------ Source data ------

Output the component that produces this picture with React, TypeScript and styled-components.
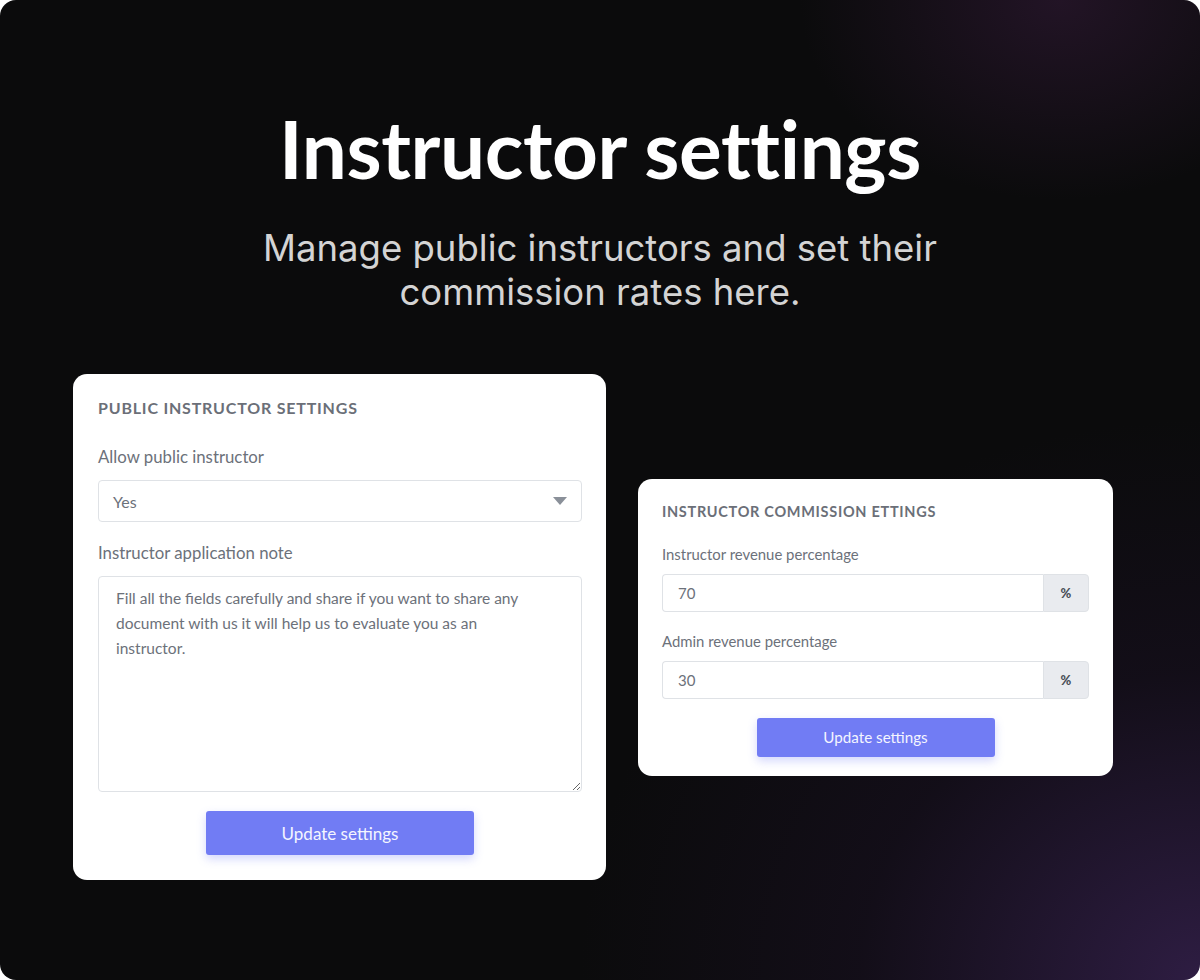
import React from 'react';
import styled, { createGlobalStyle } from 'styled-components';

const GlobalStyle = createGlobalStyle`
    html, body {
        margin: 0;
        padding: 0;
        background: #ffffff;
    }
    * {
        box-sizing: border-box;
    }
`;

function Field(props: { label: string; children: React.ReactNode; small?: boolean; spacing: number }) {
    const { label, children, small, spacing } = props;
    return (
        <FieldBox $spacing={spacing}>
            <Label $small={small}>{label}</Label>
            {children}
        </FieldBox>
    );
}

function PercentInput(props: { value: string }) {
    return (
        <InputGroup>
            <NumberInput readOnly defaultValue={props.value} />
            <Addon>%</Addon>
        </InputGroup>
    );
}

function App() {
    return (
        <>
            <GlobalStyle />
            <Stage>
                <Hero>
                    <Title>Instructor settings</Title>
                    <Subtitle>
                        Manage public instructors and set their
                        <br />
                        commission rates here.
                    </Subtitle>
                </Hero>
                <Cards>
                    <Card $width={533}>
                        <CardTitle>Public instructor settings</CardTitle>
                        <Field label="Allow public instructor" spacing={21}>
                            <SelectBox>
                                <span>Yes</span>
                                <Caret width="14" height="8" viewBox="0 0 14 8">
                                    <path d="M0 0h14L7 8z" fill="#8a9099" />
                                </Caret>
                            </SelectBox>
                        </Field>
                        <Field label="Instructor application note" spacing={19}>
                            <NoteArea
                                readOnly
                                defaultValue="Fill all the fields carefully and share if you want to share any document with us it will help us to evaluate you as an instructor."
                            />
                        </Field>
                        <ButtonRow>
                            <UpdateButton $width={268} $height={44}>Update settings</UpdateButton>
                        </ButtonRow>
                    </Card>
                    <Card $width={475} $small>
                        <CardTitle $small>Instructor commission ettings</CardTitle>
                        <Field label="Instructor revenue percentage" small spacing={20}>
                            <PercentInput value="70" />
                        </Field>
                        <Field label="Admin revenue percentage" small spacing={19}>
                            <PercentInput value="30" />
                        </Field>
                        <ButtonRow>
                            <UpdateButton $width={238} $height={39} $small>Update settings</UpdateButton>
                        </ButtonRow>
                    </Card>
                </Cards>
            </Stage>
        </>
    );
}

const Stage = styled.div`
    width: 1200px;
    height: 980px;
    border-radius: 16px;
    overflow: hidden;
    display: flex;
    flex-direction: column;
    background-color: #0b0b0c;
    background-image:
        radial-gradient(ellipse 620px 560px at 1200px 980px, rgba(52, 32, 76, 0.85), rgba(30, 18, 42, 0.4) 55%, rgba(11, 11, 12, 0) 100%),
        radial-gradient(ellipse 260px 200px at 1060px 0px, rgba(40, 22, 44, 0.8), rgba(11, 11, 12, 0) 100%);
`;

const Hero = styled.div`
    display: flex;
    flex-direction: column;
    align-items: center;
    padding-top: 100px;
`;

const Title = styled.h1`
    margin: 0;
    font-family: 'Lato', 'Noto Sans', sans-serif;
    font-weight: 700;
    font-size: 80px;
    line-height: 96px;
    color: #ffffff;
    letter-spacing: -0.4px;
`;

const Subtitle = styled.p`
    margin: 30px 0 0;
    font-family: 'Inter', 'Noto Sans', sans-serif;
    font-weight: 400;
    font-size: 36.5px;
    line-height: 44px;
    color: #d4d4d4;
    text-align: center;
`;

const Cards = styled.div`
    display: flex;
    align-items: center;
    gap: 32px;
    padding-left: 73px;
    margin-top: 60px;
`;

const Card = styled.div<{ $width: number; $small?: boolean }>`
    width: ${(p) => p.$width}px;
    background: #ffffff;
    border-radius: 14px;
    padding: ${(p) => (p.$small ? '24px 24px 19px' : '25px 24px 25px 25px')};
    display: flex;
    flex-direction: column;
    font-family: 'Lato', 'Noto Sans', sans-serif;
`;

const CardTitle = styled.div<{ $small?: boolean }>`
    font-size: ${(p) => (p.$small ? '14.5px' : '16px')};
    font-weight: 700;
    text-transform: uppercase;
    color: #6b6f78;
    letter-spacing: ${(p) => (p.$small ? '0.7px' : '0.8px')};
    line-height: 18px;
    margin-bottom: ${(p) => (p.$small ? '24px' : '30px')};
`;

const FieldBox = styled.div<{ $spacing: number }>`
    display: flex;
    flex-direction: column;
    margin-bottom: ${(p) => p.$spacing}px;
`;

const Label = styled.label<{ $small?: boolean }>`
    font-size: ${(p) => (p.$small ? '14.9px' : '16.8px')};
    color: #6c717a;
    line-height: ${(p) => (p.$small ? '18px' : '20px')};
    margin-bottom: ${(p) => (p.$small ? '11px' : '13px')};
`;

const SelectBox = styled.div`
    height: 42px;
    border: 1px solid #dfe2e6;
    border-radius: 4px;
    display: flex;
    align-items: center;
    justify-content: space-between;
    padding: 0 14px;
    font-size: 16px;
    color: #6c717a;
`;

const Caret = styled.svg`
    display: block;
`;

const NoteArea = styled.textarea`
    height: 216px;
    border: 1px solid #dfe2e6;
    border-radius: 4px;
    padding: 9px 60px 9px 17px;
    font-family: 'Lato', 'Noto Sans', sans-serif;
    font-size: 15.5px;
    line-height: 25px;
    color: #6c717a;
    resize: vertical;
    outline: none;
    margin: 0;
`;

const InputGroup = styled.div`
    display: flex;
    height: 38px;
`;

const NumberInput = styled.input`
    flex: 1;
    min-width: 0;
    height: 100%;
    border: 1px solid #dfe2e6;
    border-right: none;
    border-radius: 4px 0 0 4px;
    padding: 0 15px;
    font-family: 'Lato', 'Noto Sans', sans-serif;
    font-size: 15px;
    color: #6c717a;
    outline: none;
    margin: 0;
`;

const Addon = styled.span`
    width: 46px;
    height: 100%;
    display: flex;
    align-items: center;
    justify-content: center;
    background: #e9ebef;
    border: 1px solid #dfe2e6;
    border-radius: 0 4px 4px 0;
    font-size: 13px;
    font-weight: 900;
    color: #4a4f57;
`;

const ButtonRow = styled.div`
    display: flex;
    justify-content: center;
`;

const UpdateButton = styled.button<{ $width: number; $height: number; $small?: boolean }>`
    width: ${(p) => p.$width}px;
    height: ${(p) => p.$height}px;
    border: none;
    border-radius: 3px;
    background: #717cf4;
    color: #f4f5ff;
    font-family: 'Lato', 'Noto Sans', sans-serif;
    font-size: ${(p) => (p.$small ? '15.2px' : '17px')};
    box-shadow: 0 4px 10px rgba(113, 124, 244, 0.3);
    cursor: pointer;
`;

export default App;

------

Set the data above down again exactly as given, with no pictures.

Output the component that produces this picture with React, TypeScript and styled-components.
import React from 'react';
import styled, { createGlobalStyle } from 'styled-components';

const GlobalStyle = createGlobalStyle`
    html, body {
        margin: 0;
        padding: 0;
        background: #ffffff;
    }
    * {
        box-sizing: border-box;
    }
`;

function Field(props: { label: string; children: React.ReactNode; small?: boolean; spacing: number }) {
    const { label, children, small, spacing } = props;
    return (
        <FieldBox $spacing={spacing}>
            <Label $small={small}>{label}</Label>
            {children}
        </FieldBox>
    );
}

function PercentInput(props: { value: string }) {
    return (
        <InputGroup>
            <NumberInput readOnly defaultValue={props.value} />
            <Addon>%</Addon>
        </InputGroup>
    );
}

function App() {
    return (
        <>
            <GlobalStyle />
            <Stage>
                <Hero>
                    <Title>Instructor settings</Title>
                    <Subtitle>
                        Manage public instructors and set their
                        <br />
                        commission rates here.
                    </Subtitle>
                </Hero>
                <Cards>
                    <Card $width={533}>
                        <CardTitle>Public instructor settings</CardTitle>
                        <Field label="Allow public instructor" spacing={21}>
                            <SelectBox>
                                <span>Yes</span>
                                <Caret width="14" height="8" viewBox="0 0 14 8">
                                    <path d="M0 0h14L7 8z" fill="#8a9099" />
                                </Caret>
                            </SelectBox>
                        </Field>
                        <Field label="Instructor application note" spacing={19}>
                            <NoteArea
                                readOnly
                                defaultValue="Fill all the fields carefully and share if you want to share any document with us it will help us to evaluate you as an instructor."
                            />
                        </Field>
                        <ButtonRow>
                            <UpdateButton $width={268} $height={44}>Update settings</UpdateButton>
                        </ButtonRow>
                    </Card>
                    <Card $width={475} $small>
                        <CardTitle $small>Instructor commission ettings</CardTitle>
                        <Field label="Instructor revenue percentage" small spacing={20}>
                            <PercentInput value="70" />
                        </Field>
                        <Field label="Admin revenue percentage" small spacing={19}>
                            <PercentInput value="30" />
                        </Field>
                        <ButtonRow>
                            <UpdateButton $width={238} $height={39} $small>Update settings</UpdateButton>
                        </ButtonRow>
                    </Card>
                </Cards>
            </Stage>
        </>
    );
}

const Stage = styled.div`
    width: 1200px;
    height: 980px;
    border-radius: 16px;
    overflow: hidden;
    display: flex;
    flex-direction: column;
    background-color: #0b0b0c;
    background-image:
        radial-gradient(ellipse 620px 560px at 1200px 980px, rgba(52, 32, 76, 0.85), rgba(30, 18, 42, 0.4) 55%, rgba(11, 11, 12, 0) 100%),
        radial-gradient(ellipse 260px 200px at 1060px 0px, rgba(40, 22, 44, 0.8), rgba(11, 11, 12, 0) 100%);
`;

const Hero = styled.div`
    display: flex;
    flex-direction: column;
    align-items: center;
    padding-top: 100px;
`;

const Title = styled.h1`
    margin: 0;
    font-family: 'Lato', 'Noto Sans', sans-serif;
    font-weight: 700;
    font-size: 80px;
    line-height: 96px;
    color: #ffffff;
    letter-spacing: -0.4px;
`;

const Subtitle = styled.p`
    margin: 30px 0 0;
    font-family: 'Inter', 'Noto Sans', sans-serif;
    font-weight: 400;
    font-size: 36.5px;
    line-height: 44px;
    color: #d4d4d4;
    text-align: center;
`;

const Cards = styled.div`
    display: flex;
    align-items: center;
    gap: 32px;
    padding-left: 73px;
    margin-top: 60px;
`;

const Card = styled.div<{ $width: number; $small?: boolean }>`
    width: ${(p) => p.$width}px;
    background: #ffffff;
    border-radius: 14px;
    padding: ${(p) => (p.$small ? '24px 24px 19px' : '25px 24px 25px 25px')};
    display: flex;
    flex-direction: column;
    font-family: 'Lato', 'Noto Sans', sans-serif;
`;

const CardTitle = styled.div<{ $small?: boolean }>`
    font-size: ${(p) => (p.$small ? '14.5px' : '16px')};
    font-weight: 700;
    text-transform: uppercase;
    color: #6b6f78;
    letter-spacing: ${(p) => (p.$small ? '0.7px' : '0.8px')};
    line-height: 18px;
    margin-bottom: ${(p) => (p.$small ? '24px' : '30px')};
`;

const FieldBox = styled.div<{ $spacing: number }>`
    display: flex;
    flex-direction: column;
    margin-bottom: ${(p) => p.$spacing}px;
`;

const Label = styled.label<{ $small?: boolean }>`
    font-size: ${(p) => (p.$small ? '14.9px' : '16.8px')};
    color: #6c717a;
    line-height: ${(p) => (p.$small ? '18px' : '20px')};
    margin-bottom: ${(p) => (p.$small ? '11px' : '13px')};
`;

const SelectBox = styled.div`
    height: 42px;
    border: 1px solid #dfe2e6;
    border-radius: 4px;
    display: flex;
    align-items: center;
    justify-content: space-between;
    padding: 0 14px;
    font-size: 16px;
    color: #6c717a;
`;

const Caret = styled.svg`
    display: block;
`;

const NoteArea = styled.textarea`
    height: 216px;
    border: 1px solid #dfe2e6;
    border-radius: 4px;
    padding: 9px 60px 9px 17px;
    font-family: 'Lato', 'Noto Sans', sans-serif;
    font-size: 15.5px;
    line-height: 25px;
    color: #6c717a;
    resize: vertical;
    outline: none;
    margin: 0;
`;

const InputGroup = styled.div`
    display: flex;
    height: 38px;
`;

const NumberInput = styled.input`
    flex: 1;
    min-width: 0;
    height: 100%;
    border: 1px solid #dfe2e6;
    border-right: none;
    border-radius: 4px 0 0 4px;
    padding: 0 15px;
    font-family: 'Lato', 'Noto Sans', sans-serif;
    font-size: 15px;
    color: #6c717a;
    outline: none;
    margin: 0;
`;

const Addon = styled.span`
    width: 46px;
    height: 100%;
    display: flex;
    align-items: center;
    justify-content: center;
    background: #e9ebef;
    border: 1px solid #dfe2e6;
    border-radius: 0 4px 4px 0;
    font-size: 13px;
    font-weight: 900;
    color: #4a4f57;
`;

const ButtonRow = styled.div`
    display: flex;
    justify-content: center;
`;

const UpdateButton = styled.button<{ $width: number; $height: number; $small?: boolean }>`
    width: ${(p) => p.$width}px;
    height: ${(p) => p.$height}px;
    border: none;
    border-radius: 3px;
    background: #717cf4;
    color: #f4f5ff;
    font-family: 'Lato', 'Noto Sans', sans-serif;
    font-size: ${(p) => (p.$small ? '15.2px' : '17px')};
    box-shadow: 0 4px 10px rgba(113, 124, 244, 0.3);
    cursor: pointer;
`;

export default App;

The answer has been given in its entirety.